Während im Jahr 2017 etwa die Hälfte aller Konsumenten in der Europäischen Union online einkaufte, taten dies nur zirka 13 % über die eigenen Ländergrenzen hinaus. Das hat verschiedene Gründe, wie zum Beispiel sprachliche Barrieren, kulturelle Unterschiede oder Vertrauenskonflikte. Da dies in Kontrast mit den Zielen eines einheitlichen digitalen Marktes innerhalb der EU steht, hat die Europäische Kommission im Jahr 2005 die Richtlinie 2005/29/EG über unlautere Geschäftspraktiken (Unfair Commercial Practice Directive, UCPD) verabschiedet, die EU-weite Mindeststandards im Verbraucherschutz schafft. Die Richtlinie wurde sodann sukzessive zwischen 2007 und 2010 in den Mitgliedstaaten in nationale Gesetze überführt. Dabei gab es einige EU-Länder, die bereits einen sehr hohen Verbraucherschutzstandard hatten, wie zum Beispiel Deutschland oder Österreich. Im Gegensatz dazu waren der gesetzlich festgelegte Verbraucherschutzstandard vor der Einführung der UCPD in anderen Ländern sehr niedrig. Diese Diskrepanz lässt einen Vergleich zwischen Ländern mit anfänglich niedrigen und Ländern anfänglich höheren Verbraucherschutzstandards zu. So lässt sich ergründen, wie sich die Richtlinie auf verschiedene EU-Länder ausgewirkt hat.

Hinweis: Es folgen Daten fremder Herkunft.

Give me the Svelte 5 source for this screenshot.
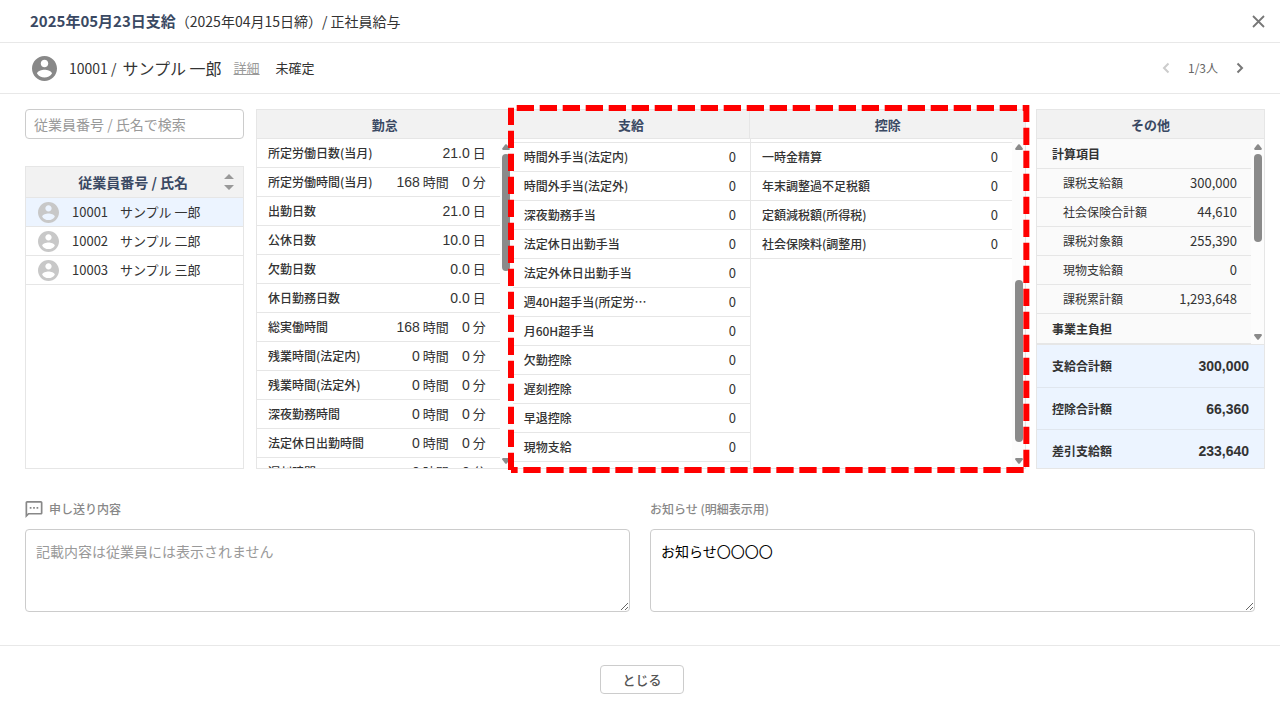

Unsere Studie zeigt, dass Mindeststandards im Verbraucherschutz das Verbrauchervertrauen und ihr Verhalten im Sinne eines digitalen gemeinsamen Markts innerhalb der EU verbessert haben. Dabei haben vor allem Konsumenten aus Ländern mit einem ursprünglich niedrigen Verbraucherschutzlevel profitiert. Die UCPD hat zu einem signifikanten Anstieg des Verbrauchervertrauens, aber auch des Vertrauens in die durchsetzenden Behörden und einem Anstieg des grenzüberschreitenden Konsums geführt. Dieses Ergebnis finden wir allerdings ausschließlich für Länder, die vor der Einführung der UCPD einen relativ niedrigen Verbraucherschutzstandard hatten. Das ist insofern nicht verwunderlich, als dass sich für Konsumenten in Ländern mit einem höheren Verbraucherschutzstandard durch die UCPD, also des Mindeststandards, nur wenig bis gar nichts verändert hat. In unserer Studie wird deutlich, dass der gefundene Vertrauensgewinn im Zeitverlauf deutlich stärker wird und im Jahr 2012 den Höhepunkt erreicht, während der Konsum konstant hoch bleibt. Generell zeigen die Ergebnisse, dass ein verbesserter und standardisierter Verbraucherschutz innerhalb der EU positive Effekte auf das Vertrauen gegenüber Einzelhändlern, Dienstleistern und durchsetzenden Behörden im eigenen Land, aber auch auf das (grenzüberschreitende) Online-Shoppingverhalten hat.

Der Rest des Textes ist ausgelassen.